Trump’s “Big Beautiful Bill” Is Hitting Republican States Hard
President Donald Trump’s behemoth spending bill is forcing Republican lawmakers to consider dramatic budget cuts in many states.
Lost tax revenue from Trump’s tax cuts and added costs for new requirements for Medicaid and the Supplemental Nutrition Assistance Program are costing Republican-led states as much as $450 million per year, Politico reported Wednesday.
Many Republican-led states were already working with budgets that were stretched thin. But H.R. 1, Trump’s signature “Big Beautiful Bill,” required states to pay a larger share of SNAP and expand resources to handle new Medicaid work requirements, costing states as much as $50 million per year, according to Politico.
In Idaho, Trump’s federal tax cuts will cost the state an estimated $155 million in 2026, and $175 million in 2027, according to the governor’s office.
“We’re stealing from Peter to pay Paul,” Idaho State Representative Jordan Redman said. “It’s put us in a predicament where now we’re trying to figure out, ‘Ok, what programs do we keep? What programs do we cut?’”

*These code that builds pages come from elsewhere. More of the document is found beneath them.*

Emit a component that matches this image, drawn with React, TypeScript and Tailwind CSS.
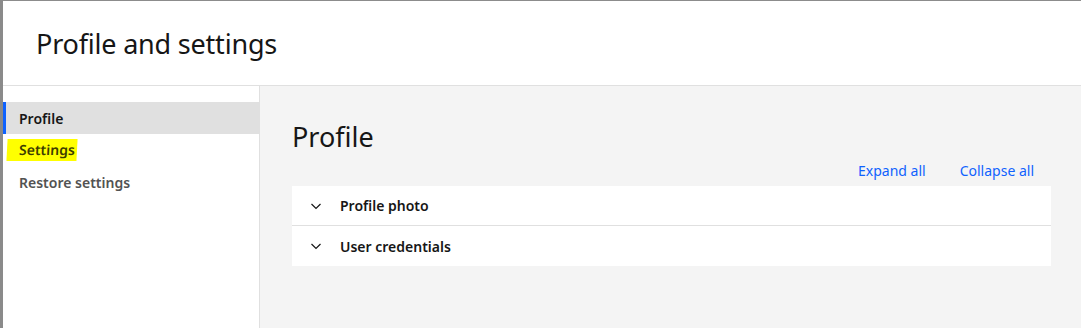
import React from "react";

function Chevron() {
  return (
    <svg width="16" height="16" viewBox="0 0 16 16" className="text-[#161616]">
      <path d="M3.5 6 L8 10.5 L12.5 6" fill="none" stroke="currentColor" strokeWidth="1.2" />
    </svg>
  );
}

export default function App() {
  const font = { fontFamily: '"Noto Sans", "Open Sans", sans-serif' };
  return (
    <div className="flex h-[328px] w-[1081px] overflow-hidden bg-white" style={font}>
      <div className="w-[3px] shrink-0 bg-[#8a8a8a]" />
      <div className="flex min-w-0 flex-1 flex-col border-t border-[#8c8c8c]">
        <header className="flex h-[85px] shrink-0 items-center border-b border-[#e0e0e0] bg-white pl-[33px]">
          <h1 className="text-[27px] font-normal leading-none text-[#161616] tracking-[-0.2px]">Profile and settings</h1>
        </header>
        <div className="flex flex-1">
          <nav className="w-[257px] shrink-0 border-r border-[#e0e0e0] bg-white pt-[16px]">
            <div className="flex h-[32px] items-center border-l-[3px] border-[#0f62fe] bg-[#e0e0e0] pl-[13px] text-[14px] font-semibold text-[#161616]">
              Profile
            </div>
            <div className="flex h-[32px] items-center pl-[4px] text-[14px] font-semibold text-[#525252]">
              <span className="bg-[#ffff00] pl-[12px] pr-[2px] pb-[1px] text-[#3d3d00] -skew-x-3">Settings</span>
            </div>
            <div className="flex h-[32px] items-center pl-[16px] text-[14px] font-semibold text-[#525252]">
              Restore settings
            </div>
          </nav>
          <main className="flex-1 bg-[#f4f4f4] pl-[32px] pr-[30px] pt-[37px]">
            <h2 className="text-[27px] font-normal leading-none text-[#161616]">Profile</h2>
            <div className="mt-[10px] flex justify-end gap-[34px] pr-[17px] text-[14px] text-[#0f62fe]">
              <span>Expand all</span>
              <span>Collapse all</span>
            </div>
            <div className="mt-[5px] bg-white">
              <div className="flex h-[40px] items-center border-b border-[#e0e0e0] pl-[16px] gap-[16px]">
                <Chevron />
                <span className="text-[14px] font-semibold text-[#161616]">Profile photo</span>
              </div>
              <div className="flex h-[40px] items-center pl-[16px] gap-[16px]">
                <Chevron />
                <span className="text-[14px] font-semibold text-[#161616]">User credentials</span>
              </div>
            </div>
          </main>
        </div>
      </div>
    </div>
  );
}
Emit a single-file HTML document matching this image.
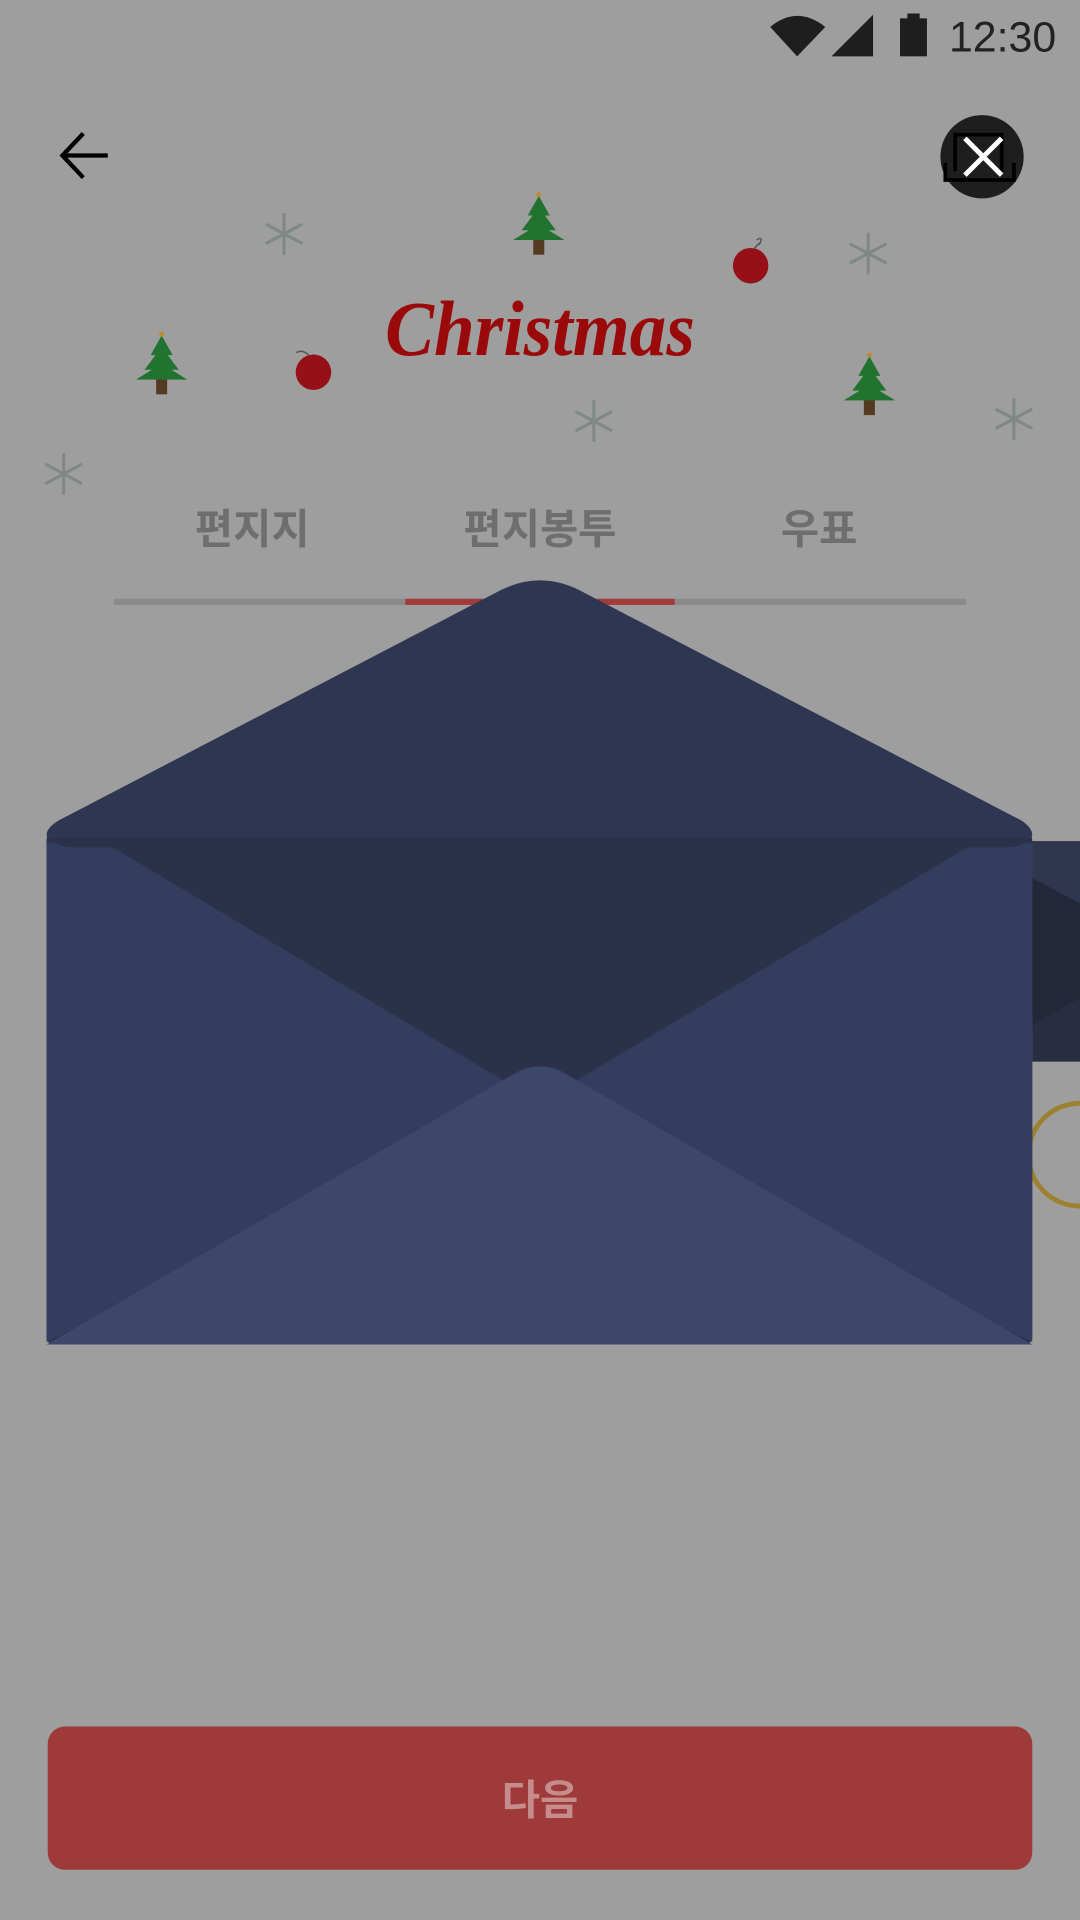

Idaho State Senator Jim Guthrie told Politico that his constituents weren’t convinced that the short-term benefits of Trump’s tax cuts outweighed the cost of services stripped by shrinking budgets.
“The feedback I’m hearing from citizens is that extra few bucks on their [return] at the end of the year, because of the taxes they didn’t have to pay, comes secondary to wanting us to take care of the things that government needs to be invested in,” Guthrie said. “Which is your infrastructure and your roads and bridges and schools and also your Medicaid population.”
In Iowa, Trump’s tax cuts have gutted an additional $350 million from a state that was already facing a $1 billion hole in its budget, the Iowa Legislative Services Agency told Politico.
In Indiana, federal tax cuts on tips and overtime will cost the state an estimated $251 million in tax revenue in 2026. In Arizona, taking on the full federal tax code could cost an estimated $381 million in 2026. In Missouri, Republican House Budget Committee Chair Dirk Deaton proposed an approximately $51.5 million reduction to child care subsidies. “We’re faced with hard decisions,” he said during a hearing earlier this month. “It is what it is.”
Trump’s federal spending bill is sapping state services’ budgets at the same time as the president’s disastrous, and increasingly expensive war in Iran has driven prices up where they will likely stay.